(The request) Read the material below and count the lines holding the string "index". Give that count with nothing added.

(Records)
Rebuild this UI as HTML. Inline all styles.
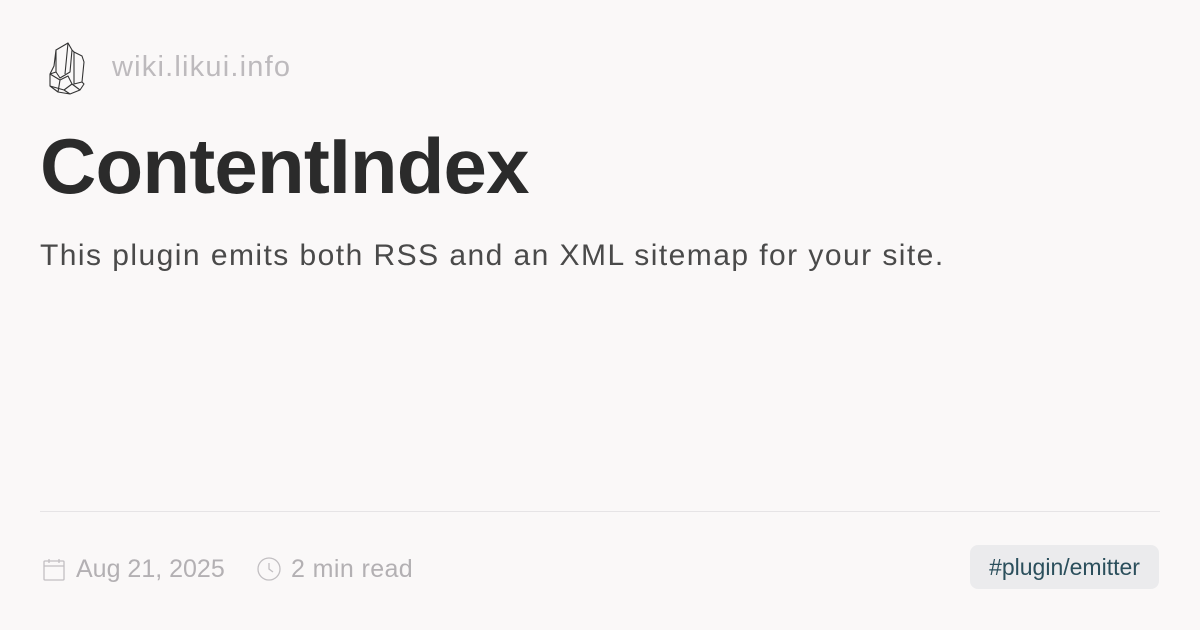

---

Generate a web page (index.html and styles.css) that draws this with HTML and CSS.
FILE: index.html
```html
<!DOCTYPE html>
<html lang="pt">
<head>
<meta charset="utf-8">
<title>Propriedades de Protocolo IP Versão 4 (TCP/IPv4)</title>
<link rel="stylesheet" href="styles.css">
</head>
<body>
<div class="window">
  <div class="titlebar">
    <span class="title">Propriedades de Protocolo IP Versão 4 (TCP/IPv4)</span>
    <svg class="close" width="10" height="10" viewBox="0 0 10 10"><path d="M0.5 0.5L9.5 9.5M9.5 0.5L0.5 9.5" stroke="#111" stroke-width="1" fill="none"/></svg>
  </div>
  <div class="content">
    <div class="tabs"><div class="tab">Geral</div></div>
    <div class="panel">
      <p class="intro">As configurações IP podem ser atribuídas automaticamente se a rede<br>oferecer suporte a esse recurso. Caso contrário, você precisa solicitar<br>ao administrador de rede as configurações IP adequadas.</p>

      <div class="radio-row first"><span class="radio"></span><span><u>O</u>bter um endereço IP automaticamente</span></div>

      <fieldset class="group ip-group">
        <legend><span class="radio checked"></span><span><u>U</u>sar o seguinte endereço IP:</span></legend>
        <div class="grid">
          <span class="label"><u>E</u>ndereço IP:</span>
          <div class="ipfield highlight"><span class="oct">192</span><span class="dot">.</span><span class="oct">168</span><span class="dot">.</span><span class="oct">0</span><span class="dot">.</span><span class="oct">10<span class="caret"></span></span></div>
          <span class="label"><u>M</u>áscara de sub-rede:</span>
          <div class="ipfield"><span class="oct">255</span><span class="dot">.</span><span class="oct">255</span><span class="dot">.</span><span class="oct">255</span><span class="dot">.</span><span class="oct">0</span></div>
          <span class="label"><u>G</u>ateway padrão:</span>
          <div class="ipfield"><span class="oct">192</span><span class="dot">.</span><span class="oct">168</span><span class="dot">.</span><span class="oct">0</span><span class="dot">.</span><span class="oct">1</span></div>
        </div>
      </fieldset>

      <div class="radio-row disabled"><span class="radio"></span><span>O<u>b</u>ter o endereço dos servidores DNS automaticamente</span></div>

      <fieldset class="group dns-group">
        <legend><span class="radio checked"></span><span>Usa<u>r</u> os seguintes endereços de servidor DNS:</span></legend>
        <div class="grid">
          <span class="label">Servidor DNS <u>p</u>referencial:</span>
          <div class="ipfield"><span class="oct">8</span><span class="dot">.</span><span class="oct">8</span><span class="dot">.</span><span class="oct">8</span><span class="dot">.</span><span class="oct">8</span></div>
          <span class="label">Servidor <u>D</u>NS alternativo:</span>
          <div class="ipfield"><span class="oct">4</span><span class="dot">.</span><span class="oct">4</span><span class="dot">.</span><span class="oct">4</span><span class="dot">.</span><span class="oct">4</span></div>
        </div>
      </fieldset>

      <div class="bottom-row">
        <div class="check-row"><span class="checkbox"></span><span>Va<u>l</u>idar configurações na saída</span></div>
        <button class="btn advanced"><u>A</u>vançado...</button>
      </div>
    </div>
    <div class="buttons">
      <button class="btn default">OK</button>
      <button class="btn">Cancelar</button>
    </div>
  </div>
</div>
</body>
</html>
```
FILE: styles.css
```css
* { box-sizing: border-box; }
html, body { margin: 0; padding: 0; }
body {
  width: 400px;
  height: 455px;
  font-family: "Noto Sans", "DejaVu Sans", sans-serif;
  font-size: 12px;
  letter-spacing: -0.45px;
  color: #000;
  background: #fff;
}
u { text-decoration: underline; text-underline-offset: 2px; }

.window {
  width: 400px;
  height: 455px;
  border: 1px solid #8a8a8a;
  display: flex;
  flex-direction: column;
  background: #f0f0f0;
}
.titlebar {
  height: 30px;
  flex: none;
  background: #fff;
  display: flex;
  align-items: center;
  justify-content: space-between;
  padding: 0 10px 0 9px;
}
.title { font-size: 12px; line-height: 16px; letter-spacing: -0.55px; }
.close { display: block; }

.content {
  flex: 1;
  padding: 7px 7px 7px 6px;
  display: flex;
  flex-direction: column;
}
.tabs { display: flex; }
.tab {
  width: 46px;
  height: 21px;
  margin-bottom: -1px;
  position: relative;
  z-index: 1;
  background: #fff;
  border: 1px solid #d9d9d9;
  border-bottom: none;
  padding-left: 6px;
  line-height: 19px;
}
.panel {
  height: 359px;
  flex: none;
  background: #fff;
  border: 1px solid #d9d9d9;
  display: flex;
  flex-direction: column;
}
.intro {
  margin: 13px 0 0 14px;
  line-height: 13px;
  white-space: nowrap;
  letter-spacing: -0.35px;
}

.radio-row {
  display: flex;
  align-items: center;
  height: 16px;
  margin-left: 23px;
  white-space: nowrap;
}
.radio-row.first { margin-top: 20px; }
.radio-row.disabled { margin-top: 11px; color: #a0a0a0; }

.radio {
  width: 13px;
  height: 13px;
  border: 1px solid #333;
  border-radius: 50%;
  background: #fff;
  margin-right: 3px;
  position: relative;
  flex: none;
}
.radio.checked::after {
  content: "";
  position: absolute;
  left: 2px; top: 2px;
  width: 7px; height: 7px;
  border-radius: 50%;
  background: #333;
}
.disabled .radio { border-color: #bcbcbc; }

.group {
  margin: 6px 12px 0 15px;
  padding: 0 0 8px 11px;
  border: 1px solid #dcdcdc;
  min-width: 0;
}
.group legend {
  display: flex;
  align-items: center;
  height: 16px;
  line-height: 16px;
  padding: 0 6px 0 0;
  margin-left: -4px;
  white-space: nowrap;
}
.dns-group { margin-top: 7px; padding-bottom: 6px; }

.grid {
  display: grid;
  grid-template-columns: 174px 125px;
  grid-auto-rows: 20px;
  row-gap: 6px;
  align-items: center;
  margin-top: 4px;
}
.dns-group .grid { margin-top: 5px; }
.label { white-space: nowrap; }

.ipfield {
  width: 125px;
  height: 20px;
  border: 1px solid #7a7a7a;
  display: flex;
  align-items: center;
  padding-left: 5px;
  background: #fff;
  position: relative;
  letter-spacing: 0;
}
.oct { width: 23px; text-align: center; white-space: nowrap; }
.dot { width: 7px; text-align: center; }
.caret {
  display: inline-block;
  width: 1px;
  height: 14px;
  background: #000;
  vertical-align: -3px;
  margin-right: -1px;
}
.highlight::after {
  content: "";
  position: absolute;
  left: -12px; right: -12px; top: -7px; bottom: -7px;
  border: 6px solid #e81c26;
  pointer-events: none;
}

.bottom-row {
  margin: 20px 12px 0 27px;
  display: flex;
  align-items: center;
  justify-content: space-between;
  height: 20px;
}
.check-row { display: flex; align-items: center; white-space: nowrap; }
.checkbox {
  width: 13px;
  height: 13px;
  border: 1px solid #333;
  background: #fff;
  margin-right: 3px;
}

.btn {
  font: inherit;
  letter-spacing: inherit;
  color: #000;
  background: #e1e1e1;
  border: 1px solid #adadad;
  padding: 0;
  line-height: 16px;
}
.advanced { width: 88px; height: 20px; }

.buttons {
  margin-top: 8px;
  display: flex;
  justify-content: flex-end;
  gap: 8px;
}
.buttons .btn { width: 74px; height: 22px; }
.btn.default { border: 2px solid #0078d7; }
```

(Complete answer) 3